Obviously extra training is needed for small police forces with rampage killings skyrocketing that they did hesitate shows the lack of training .

So anyone who owns an AR what kind of animals do you hunt with it? I have shot prairie chickens geese deer moose wide hogs and even got a bear with a bow but I don’t see anywhere where I would of needed an AR to hunt.

I did my hunting in the 70s and 80s I sold all my guns in the 90s and have no interest anymore in hunting or guns.

That won’t solve the issue. We must create gun regulations and laws.

No civilian needs an AR anything for any reason.

You grew up.

I thought (some claim) that an AR is the only way to fend off hordes of feral pigs.

The other thing I think about is all those people in the magical land of prison with deep regret of their status and if they had no gun at the time of the incident they wouldn’t be sitting in prison - it happens all the time in the moment of anger but unfortunately you have to wake up to the consequences and many I guarantee wish they had not had a gum. Many more will go to prison and it will be the only time they fired a gun at a person not evil people. Emotion run away and with a gun around it can end tragically and has for many in the grave and sitting with a life term in that magical land .
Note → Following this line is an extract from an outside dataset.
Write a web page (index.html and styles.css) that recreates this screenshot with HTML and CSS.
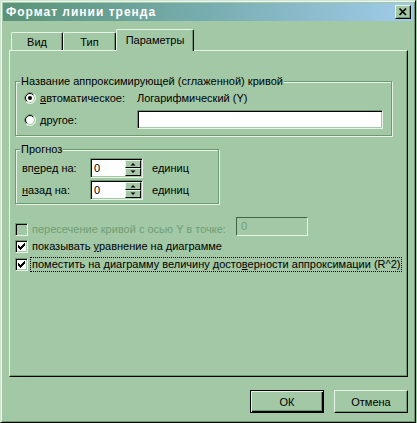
FILE: index.html
```html
<!DOCTYPE html>
<html lang="ru">
<head>
  <meta charset="UTF-8" />
  <title>Формат линии тренда</title>
  <link rel="stylesheet" href="styles.css">
</head>
<body>

  <div class="window">
    <!-- Title bar -->
    <div class="titlebar">
      <span class="title">Формат линии тренда</span>
      <button class="close">
        <svg width="14" height="12" viewBox="0 0 14 12"><path d="M3.5 2.5 L10 9 M10 2.5 L3.5 9" stroke="#000" stroke-width="1.7" fill="none"/></svg>
      </button>
    </div>

    <!-- Tabs -->
    <div class="tabs">
      <div class="tab">Вид</div>
      <div class="tab tab-2">Тип</div>
      <div class="tab active">Параметры</div>
    </div>

    <div class="panel">
      <div class="group group-name">
        <div class="group-title">Название аппроксимирующей (сглаженной) кривой</div>
        <div class="radio-row">
          <label class="radio-label">
            <svg class="radio" width="12" height="12" viewBox="0 0 12 12">
              <circle cx="6" cy="6" r="5.5" fill="#fff" stroke="#e6f3e6"/>
              <path d="M2.1 9.9 A5.5 5.5 0 0 1 9.9 2.1" fill="none" stroke="#6b9a71"/>
              <circle cx="6" cy="6" r="4.5" fill="none" stroke="#a3c8a6"/>
              <path d="M2.8 9.2 A4.5 4.5 0 0 1 9.2 2.8" fill="none" stroke="#000"/>
              <circle cx="6" cy="6" r="2" fill="#000"/>
            </svg>
            <span><u>а</u>втоматическое:</span>
          </label>
          <span>Логарифмический (Y)</span>
        </div>
        <div class="radio-row">
          <label class="radio-label">
            <svg class="radio" width="12" height="12" viewBox="0 0 12 12">
              <circle cx="6" cy="6" r="5.5" fill="#fff" stroke="#e6f3e6"/>
              <path d="M2.1 9.9 A5.5 5.5 0 0 1 9.9 2.1" fill="none" stroke="#6b9a71"/>
              <circle cx="6" cy="6" r="4.5" fill="none" stroke="#a3c8a6"/>
              <path d="M2.8 9.2 A4.5 4.5 0 0 1 9.2 2.8" fill="none" stroke="#000"/>
            </svg>
            <span><u>д</u>ругое:</span>
          </label>
          <span class="textbox"></span>
        </div>
      </div>

      <div class="group group-forecast">
        <div class="group-title">Прогноз</div>
        <div class="spin-row first">
          <span class="spin-label">вп<u>е</u>ред на:</span>
          <span class="spin">
            <span class="spin-value">0</span>
            <span class="spin-buttons">
              <span class="spin-btn"><svg width="14" height="6" viewBox="0 0 14 6"><path d="M4.5 4.5 h5 l-2.5 -2.5 z" fill="#000"/></svg></span>
              <span class="spin-btn"><svg width="14" height="6" viewBox="0 0 14 6"><path d="M4.5 1.5 h5 l-2.5 2.5 z" fill="#000"/></svg></span>
            </span>
          </span>
          <span class="unit">единиц</span>
        </div>
        <div class="spin-row">
          <span class="spin-label"><u>н</u>азад на:</span>
          <span class="spin">
            <span class="spin-value">0</span>
            <span class="spin-buttons">
              <span class="spin-btn"><svg width="14" height="6" viewBox="0 0 14 6"><path d="M4.5 4.5 h5 l-2.5 -2.5 z" fill="#000"/></svg></span>
              <span class="spin-btn"><svg width="14" height="6" viewBox="0 0 14 6"><path d="M4.5 1.5 h5 l-2.5 2.5 z" fill="#000"/></svg></span>
            </span>
          </span>
          <span class="unit">единиц</span>
        </div>
      </div>

      <!-- Checkboxes -->
      <div class="check-row intercept">
        <span class="check disabled"></span>
        <span class="check-text disabled-text">пересечение кривой с осью Y в точке:</span>
        <span class="textbox disabled-box">0</span>
      </div>
      <div class="check-row second">
        <span class="check">
          <svg width="11" height="11" viewBox="0 0 11 11"><path d="M2.5 4v3M3.5 5v3M4.5 6v3M5.5 5v3M6.5 4v3M7.5 3v3M8.5 2v3" stroke="#000"/></svg>
        </span>
        <span class="check-text">показывать <u>у</u>равнение на диаграмме</span>
      </div>
      <div class="check-row third">
        <span class="check">
          <svg width="11" height="11" viewBox="0 0 11 11"><path d="M2.5 4v3M3.5 5v3M4.5 6v3M5.5 5v3M6.5 4v3M7.5 3v3M8.5 2v3" stroke="#000"/></svg>
        </span>
        <span class="check-text focused">поместить на диаграмму величину досто<u>в</u>ерности аппроксимации (R^2)</span>
      </div>
    </div>

    <!-- Footer buttons -->
    <div class="buttons">
      <button class="btn default">ОК</button>
      <button class="btn">Отмена</button>
    </div>
  </div>

</body>
</html>
```

FILE: styles.css
```css
* {
  box-sizing: border-box;
}

body {
  margin: 0;
  background: #a3c8a6;
  font-family: "Liberation Sans", Arial, sans-serif;
  font-size: 11px;
  color: #000;
}

u {
  text-underline-offset: 1px;
}

.window {
  width: 416px;
  height: 423px;
  padding: 2px;
  background: #a3c8a6;
  border: 1px solid;
  border-color: #cfe5d1 #000 #000 #cfe5d1;
  box-shadow: inset 1px 1px #eef7ee, inset -1px -1px #6b9a71;
}

/* Title bar */
.titlebar {
  height: 18px;
  display: flex;
  align-items: center;
  justify-content: space-between;
  padding: 0 2px 0 3px;
  background: linear-gradient(to right, #5a9377, #78adb0 50%, #a0cbea);
}

.title {
  color: #fff;
  font-weight: bold;
  font-size: 12px;
  letter-spacing: 1px;
}

.close {
  width: 16px;
  height: 14px;
  padding: 0;
  display: flex;
  background: #a3c8a6;
  border: 1px solid;
  border-color: #e6f3e6 #000 #000 #e6f3e6;
  box-shadow: inset -1px -1px #6b9a71;
}

/* Tabs */
.tabs {
  display: flex;
  align-items: flex-end;
  height: 21px;
  margin-top: 8px;
  padding-left: 8px;
}

.tab {
  width: 52px;
  height: 18px;
  padding-top: 1px;
  line-height: 17px;
  text-align: center;
  background: #a3c8a6;
  border-top: 1px solid #e6f3e6;
  border-left: 1px solid #e6f3e6;
  border-right: 1px solid #000;
  border-radius: 2px 2px 0 0;
  box-shadow: inset -1px 0 #6b9a71;
}

.tab-2 {
  width: 53px;
}

.tab.active {
  width: 78px;
  height: 22px;
  padding-top: 2px;
  margin-bottom: -1px;
  position: relative;
  z-index: 1;
}

/* Panel */
.panel {
  width: 399px;
  height: 327px;
  margin-left: 6px;
  padding: 30px 0 0 5px;
  border: 1px solid;
  border-color: #e6f3e6 #000 #000 #e6f3e6;
  box-shadow: inset -1px -1px #6b9a71;
}

.group {
  border: 1px solid #6b9a71;
  box-shadow: inset 1px 1px #e6f3e6, 1px 1px #e6f3e6;
}

.group-title {
  width: fit-content;
  margin: -7px 0 0 4px;
  padding: 0 1px;
  line-height: 13px;
  background: #a3c8a6;
}

.group-name {
  width: 377px;
  padding-bottom: 6px;
}

.radio-row {
  display: flex;
  align-items: center;
  height: 19px;
  padding-left: 8px;
}

.radio-row + .radio-row {
  margin-top: 3px;
}

.radio-label {
  flex: 0 0 113px;
  display: flex;
  align-items: center;
  gap: 4px;
}

.textbox {
  width: 246px;
  height: 19px;
  background: #fff;
  border: 1px solid;
  border-color: #6b9a71 #e6f3e6 #e6f3e6 #6b9a71;
  box-shadow: inset 1px 1px #000, inset -1px -1px #a3c8a6;
}

.group-forecast {
  width: 204px;
  margin-top: 13px;
  padding-bottom: 3px;
}

.spin-row {
  display: flex;
  align-items: center;
  height: 20px;
  margin-top: 2px;
  padding-left: 6px;
}

.spin-label {
  flex: 0 0 68px;
}

.spin {
  display: flex;
  width: 53px;
  height: 20px;
  padding: 1px;
  background: #fff;
  border: 1px solid;
  border-color: #6b9a71 #e6f3e6 #e6f3e6 #6b9a71;
  box-shadow: inset 1px 1px #000, inset -1px -1px #a3c8a6;
}

.spin-value {
  flex: 1;
  padding: 1px 0 0 2px;
  line-height: 15px;
}

.spin-buttons {
  display: flex;
  flex-direction: column;
  width: 16px;
}

.spin-btn {
  display: flex;
  height: 8px;
  background: #a3c8a6;
  border: 1px solid;
  border-color: #e6f3e6 #000 #000 #e6f3e6;
}

.unit {
  margin-left: 9px;
}

/* Checkboxes */
.check-row {
  display: flex;
  align-items: flex-end;
}

.check {
  flex: none;
  width: 13px;
  height: 13px;
  margin-right: 4px;
  display: flex;
  background: #fff;
  border: 1px solid;
  border-color: #6b9a71 #e6f3e6 #e6f3e6 #6b9a71;
  box-shadow: inset 1px 1px #000, inset -1px -1px #a3c8a6;
}

.check.disabled {
  background: #a3c8a6;
}

.check-text {
  line-height: 13px;
}

.intercept {
  height: 19px;
  margin-top: 13px;
}

.intercept .check-text {
  flex: 0 0 204px;
}

.disabled-text {
  color: #6f9f76;
}

.disabled-box {
  width: 72px;
  padding: 2px 0 0 4px;
  line-height: 13px;
  color: #6f9f76;
  background: #a3c8a6;
  border-color: #3f6545 #e6f3e6 #e6f3e6 #3f6545;
  box-shadow: none;
}

.second {
  height: 13px;
  margin-top: 4px;
}

.third {
  height: 13px;
  margin-top: 5px;
  align-items: center;
}

.third .check {
  margin-right: 2px;
}

.focused {
  padding: 0 1px;
  border: 1px dotted #000;
}

/* Footer buttons */
.buttons {
  display: flex;
  justify-content: flex-end;
  gap: 10px;
  margin-top: 13px;
  padding-right: 5px;
}

.btn {
  width: 74px;
  height: 23px;
  padding: 0;
  font-family: inherit;
  font-size: 11px;
  color: #000;
  background: #a3c8a6;
  border: 1px solid;
  border-color: #e6f3e6 #000 #000 #e6f3e6;
  box-shadow: inset -1px -1px #6b9a71;
}

.btn.default {
  border-color: #000;
  box-shadow: inset 1px 1px #e6f3e6, inset -1px -1px #000, inset -2px -2px #6b9a71;
}
```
Take the 3 amigos in Florida who chased down the black kid and killed him they thought they were right bet there is massive regret there they will never get out and have to live the horrors of prison for the rest of their lives it must be the most horrible feeling in the world.

Where? Are you really falling for that ridiculous statement. Hordes of feral pigs???

You’ve got to be kidding!!

I just wanted to see if it sounded as ridiculous coming from me as it does from a Senator.